Excel makes one of two assumptions, depending on whether the cell that’s active when you begin to create the pivot table contains data.

One, if you started by selecting an empty cell, Excel assumes that’s where you want to put the pivot table’s upper-left corner. Excel puts the active cell’s address in the Location edit box, as shown in Figure 3.

Two, if you started by selecting a cell that contains a value or formula, Excel assumes that cell is part of the source data for the pivot table or pivot chart. Excel finds the boundaries of the contiguous, filled cells and puts the resulting address in the Table/Range edit box.

A few comments on this analysis:

• The mode is quite a useful statistic when it’s applied to categories: political parties, consumer brands, days of the week, states in a region, and so on. Excel really should have a built-in worksheet function that returns the mode for text values. But it doesn’t, and the next section shows you how to write your own worksheet formula for the mode, one that will work for both numeric and text values.

• When you have just a few distinct categories, consider building a pivot chart to show how many instances there are of each. A pivot chart that shows the number of instances of each category is an appealing way to present your data to an audience. (There is no type of chart that communicates well when there are many categories to consider. The visual clutter obscures the message. In that sort of situation, consider combining categories or omitting some.)

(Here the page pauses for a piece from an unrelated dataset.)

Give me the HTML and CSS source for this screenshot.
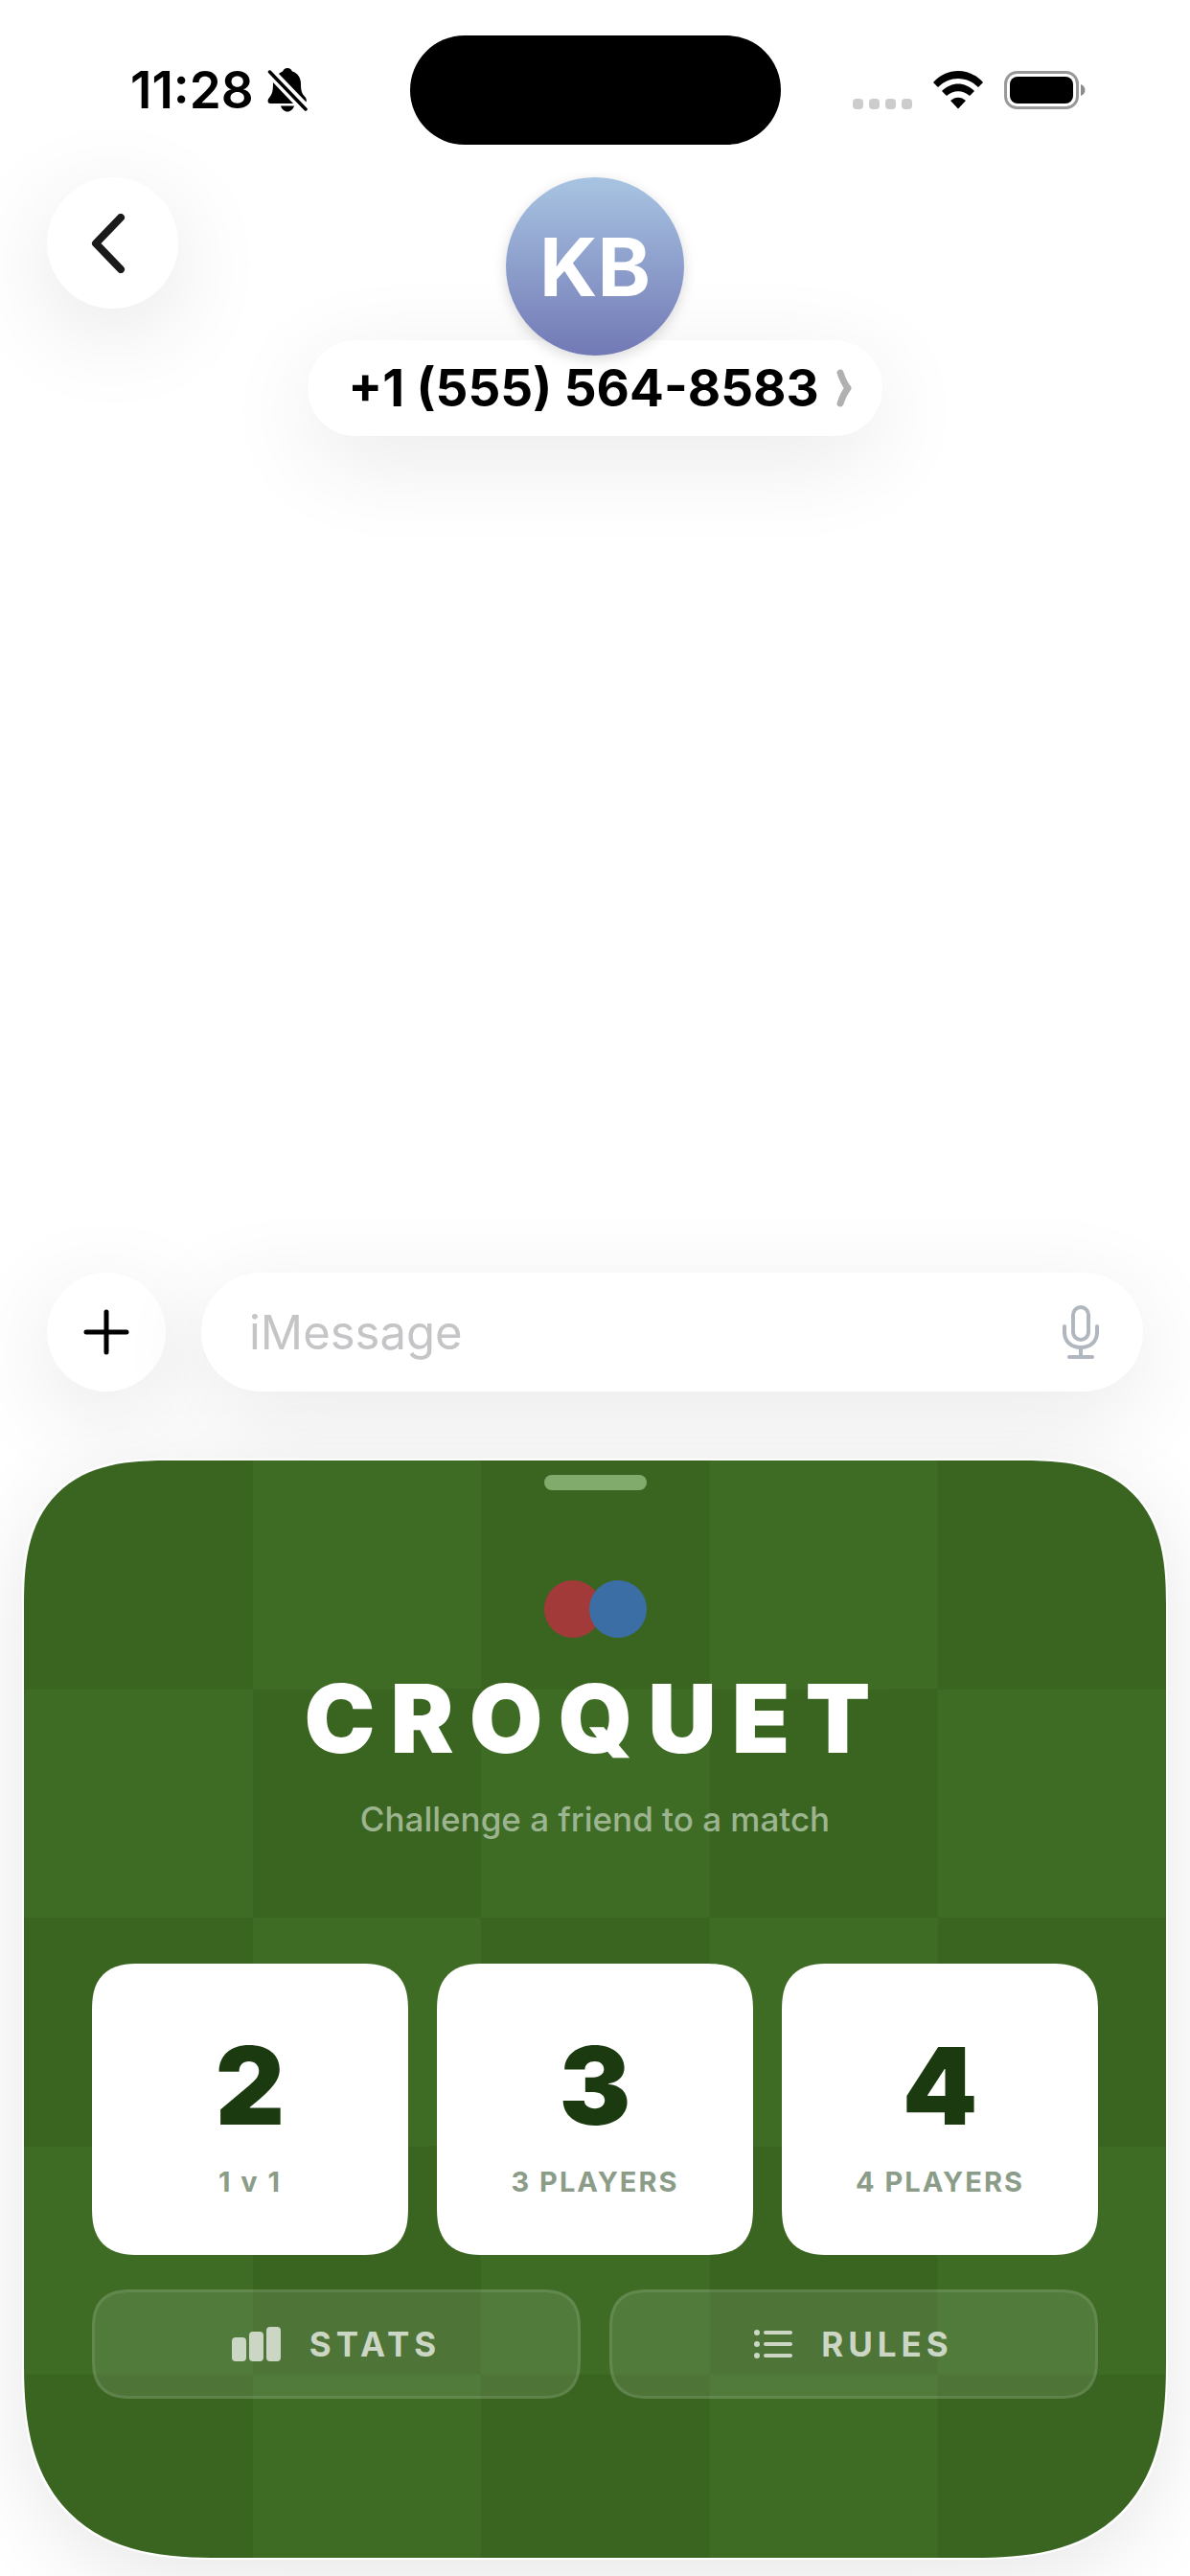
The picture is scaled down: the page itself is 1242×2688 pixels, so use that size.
FILE: index.html
```html
<!DOCTYPE html>
<html lang="en">
<head>
  <meta charset="UTF-8">
  <meta name="viewport" content="width=device-width, initial-scale=1.0">
  <title>Croquet</title>
  <link rel="stylesheet" href="styles.css">
</head>
<body>
  <div class="status-bar">
    <div class="status-left">
      <span class="time">11:28</span>
      <svg class="bell" viewBox="0 0 42 46" aria-hidden="true">
        <path d="M12 6C13 5 15 4 16 3.500C17 1 19 0 21 0C23 0 25 1 26 3.500C32 5.500 35 10 35 17C35 26 37 27 40 31C41 33 41 34 40.500 35.500Z"/>
        <path d="M6 15L27 37H3C0 37 0 33 2 31C5 27 6 25 6 15Z"/>
        <path d="M14 39.500H28C27 43 24 45.500 21 45.500C18 45.500 15 43 14 39.500Z"/>
        <path d="M2 3.500L40 43" stroke="#fff" stroke-width="8"/>
        <path d="M2.500 4L40 43" stroke="#000" stroke-width="3.500" stroke-linecap="round"/>
      </svg>
    </div>
    <div class="island"></div>
    <div class="status-right">
      <div class="signal"><i></i><i></i><i></i><i></i></div>
      <svg class="wifi" viewBox="0 0 52 40" aria-hidden="true">
        <path d="M0 12C14 -4 38 -4 52 12L47 17C35 5 17 5 5 17Z"/>
        <path d="M9 21C19 11 33 11 43 21L38 26C31 19.500 21 19.500 14 26Z"/>
        <path d="M18 31C23 26.500 29 26.500 34 31L26 39.500Z"/>
      </svg>
      <svg class="battery" viewBox="0 0 86 40" aria-hidden="true">
        <rect x="1.500" y="1.500" width="75" height="37" rx="12" fill="none" stroke="#999" stroke-width="3"/>
        <rect x="6" y="6" width="66" height="28" rx="8"/>
        <path d="M80 14C86 16 86 24 80 26Z" fill="#8c8c8c"/>
      </svg>
    </div>
  </div>

  <header class="chat-header">
    <button class="round-btn back" aria-label="Back">
      <svg width="36" height="62" viewBox="0 0 36 62" aria-hidden="true"><path d="M31 4L5 31L31 58" stroke-width="8"/></svg>
    </button>
    <div class="contact">
      <div class="avatar">KB</div>
      <button class="contact-name">
        +1 (555) 564-8583
        <svg width="16" height="40" viewBox="0 0 16 40" aria-hidden="true"><path d="M4 4C6 10 8 15 12 20C8 25 6 30 4 36" stroke-width="7"/></svg>
      </button>
    </div>
  </header>

  <main class="messages"></main>

  <form class="composer">
    <button class="round-btn plus" type="button" aria-label="Add">
      <svg width="48" height="48" viewBox="0 0 48 48" aria-hidden="true"><path d="M24 3V45M3 24H45" stroke-width="5"/></svg>
    </button>
    <div class="message-box">
      <input class="message-input" type="text" placeholder="iMessage" aria-label="iMessage">
      <button class="mic" type="button" aria-label="Dictate">
        <svg width="38" height="56" viewBox="0 0 38 56" aria-hidden="true">
          <rect x="11" y="2" width="16" height="34" rx="8"/>
          <path d="M2 22V28C2 38 9 44 19 44C29 44 36 38 36 28V22M19 44V54M7 54H31"/>
        </svg>
      </button>
    </div>
  </form>

  <section class="game">
    <div class="handle"></div>
    <div class="balls"><span class="ball red"></span><span class="ball blue"></span></div>
    <h1>CROQUET</h1>
    <p class="tagline">Challenge a friend to a match</p>
    <div class="modes">
      <button class="mode"><span class="count">2</span><span class="label">1 v 1</span></button>
      <button class="mode"><span class="count">3</span><span class="label">3 PLAYERS</span></button>
      <button class="mode"><span class="count">4</span><span class="label">4 PLAYERS</span></button>
    </div>
    <div class="links">
      <button class="link-btn">
        <svg width="51" height="36" viewBox="0 0 51 36" aria-hidden="true">
          <rect x="0" y="11" width="15" height="25" rx="4"/>
          <rect x="18" y="5" width="15" height="31" rx="4"/>
          <rect x="36" y="0" width="15" height="36" rx="4"/>
        </svg>
        STATS
      </button>
      <button class="link-btn">
        <svg width="40" height="30" viewBox="0 0 40 30" aria-hidden="true">
          <circle cx="3" cy="3" r="3"/><circle cx="3" cy="15" r="3"/><circle cx="3" cy="27" r="3"/>
          <rect x="10" y="1" width="30" height="4" rx="2"/>
          <rect x="10" y="13" width="30" height="4" rx="2"/>
          <rect x="10" y="25" width="30" height="4" rx="2"/>
        </svg>
        RULES
      </button>
    </div>
  </section>
</body>
</html>
```
FILE: styles.css
```css
* {
  box-sizing: border-box;
}
body {
  margin: 0;
  min-height: 100vh;
  display: flex;
  flex-direction: column;
  background: #fff;
  color: #000;
  font-family: Inter, "Liberation Sans", sans-serif;
  overflow-x: hidden;
}
button {
  border: none;
  padding: 0;
  font-family: inherit;
  color: inherit;
  background: #fff;
  cursor: pointer;
}
svg {
  display: block;
  flex: none;
}

/* status bar */
.status-bar {
  display: grid;
  grid-template-columns: 1fr 387px 1fr;
  align-items: center;
  padding-top: 37px;
}
.status-left {
  display: flex;
  align-items: center;
  gap: 14px;
  padding-left: 136px;
}
.time {
  font-size: 53px;
  line-height: 60px;
  font-weight: 600;
}
.bell {
  width: 42px;
  height: 46px;
}
.island {
  height: 114px;
  border-radius: 57px;
  background: #000;
}
.status-right {
  display: flex;
  align-items: center;
  justify-content: flex-end;
  gap: 22px;
  padding-right: 108px;
}
.signal {
  display: flex;
  gap: 6px;
  align-self: flex-end;
}
.signal i {
  width: 11px;
  height: 11px;
  border-radius: 4px;
  background: #ccc;
}
.wifi {
  width: 52px;
  height: 40px;
}
.battery {
  width: 86px;
  height: 40px;
}

/* header */
.chat-header {
  display: grid;
  grid-template-columns: 1fr auto 1fr;
  align-items: start;
  padding: 34px 49px 0;
}
.round-btn {
  display: flex;
  align-items: center;
  justify-content: center;
  border-radius: 50%;
  box-shadow: 0 24px 100px rgba(0, 0, 0, 0.1);
}
.round-btn path,
.contact-name path {
  fill: none;
  stroke: #000;
  stroke-linecap: round;
  stroke-linejoin: round;
}
.back {
  width: 137px;
  height: 137px;
  padding-right: 10px;
}
.back path {
  stroke: #1a1a1a;
}
.contact {
  display: flex;
  flex-direction: column;
  align-items: center;
}
.avatar {
  position: relative;
  z-index: 1;
  width: 186px;
  height: 186px;
  margin-bottom: -16px;
  border-radius: 50%;
  background: linear-gradient(#a8c4e2, #7279b5);
  box-shadow: 0 4px 14px rgba(0, 0, 0, 0.15);
  color: #fff;
  font-size: 84px;
  font-weight: 700;
  line-height: 188px;
  text-align: center;
}
.contact-name {
  display: flex;
  align-items: center;
  gap: 18px;
  height: 100px;
  padding: 0 32px 0 42px;
  border-radius: 50px;
  box-shadow: 0 24px 100px rgba(0, 0, 0, 0.09);
  font-size: 53px;
  font-weight: 700;
}
.contact-name path {
  stroke: #b0b0b0;
}

.messages {
  flex: 1;
}

/* composer */
.composer {
  display: flex;
  gap: 37px;
  padding: 0 49px 72px;
}
.plus {
  flex: none;
  width: 124px;
  height: 124px;
}
.message-box {
  flex: 1;
  display: flex;
  align-items: center;
  height: 124px;
  padding: 0 46px 0 50px;
  border-radius: 62px;
  background: #fff;
  box-shadow: 0 24px 100px rgba(0, 0, 0, 0.09);
}
.message-input {
  flex: 1;
  min-width: 0;
  padding: 0;
  border: none;
  outline: none;
  background: none;
  font-family: inherit;
  font-size: 49px;
}
.message-input::placeholder {
  color: #c5c5c7;
}
.mic svg {
  fill: none;
  stroke: #b0b7bf;
  stroke-width: 4;
  stroke-linecap: round;
}

/* game panel */
.game {
  display: flex;
  flex-direction: column;
  align-items: center;
  margin: 0 25px 19px;
  padding: 15px 71px 166px;
  border-radius: 150px 150px 205px 205px;
  corner-shape: superellipse(1.4);
  background: conic-gradient(#3e6c25 25%, #3a6521 0 50%, #3e6c25 0 75%, #3a6521 0);
  background-size: calc((100vw - 50px) * 0.4) calc((100vw - 50px) * 0.4);
  box-shadow: 0 0 0 2px #fff, 0 20px 90px rgba(0, 0, 0, 0.1);
}
.handle {
  width: 107px;
  height: 16px;
  border-radius: 8px;
  background: #80ab6c;
}
.balls {
  display: flex;
  margin-top: 94px;
}
.ball {
  width: 60px;
  height: 60px;
  border-radius: 50%;
}
.red {
  background: #a33a3a;
}
.blue {
  margin-left: -13px;
  background: #3b6ea5;
}
h1 {
  margin: 34px 0 0;
  color: #fff;
  font-size: 99px;
  line-height: 100px;
  font-weight: 900;
  letter-spacing: 16px;
}
.tagline {
  margin: 34px 0 0;
  color: #9cb490;
  font-size: 35px;
  line-height: 42px;
  font-weight: 500;
}
.modes,
.links {
  display: grid;
  gap: 30px;
  width: 100%;
}
.modes {
  grid-template-columns: repeat(3, 1fr);
  margin-top: 130px;
}
.links {
  grid-template-columns: repeat(2, 1fr);
  margin-top: 36px;
}
.mode {
  display: flex;
  flex-direction: column;
  align-items: center;
  padding: 62px 0 58px;
  gap: 18px;
  border-radius: 50px;
  corner-shape: superellipse(1.4);
}
.count {
  color: #1b3a10;
  font-size: 112px;
  line-height: 130px;
  font-weight: 900;
}
.label {
  color: #8b9d88;
  font-size: 29px;
  line-height: 36px;
  font-weight: 700;
  letter-spacing: 2px;
}
.link-btn {
  display: flex;
  align-items: center;
  justify-content: center;
  gap: 30px;
  height: 114px;
  border: 3px solid rgba(255, 255, 255, 0.1);
  border-radius: 42px;
  corner-shape: superellipse(1.4);
  background: rgba(255, 255, 255, 0.1);
  color: #cbd6c5;
  font-size: 35px;
  font-weight: 700;
  letter-spacing: 5px;
}
.link-btn svg {
  fill: #cbd6c5;
}
```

• Standard Excel charts do not show the number of instances per category without some preliminary work. You would have to get a count of each category before creating the chart, and that’s the purpose of the pivot table that underlies the pivot chart. The pivot chart, based on the pivot table, is simply a faster way to complete the analysis than creating your own table to count category membership and then basing a standard Excel chart on that table.

• The mode is the only sensible measure of central tendency when you’re working with nominal data such as category names. The median requires that you rank order things in some way: shortest to tallest, least expensive to priciest, or slowest to fastest.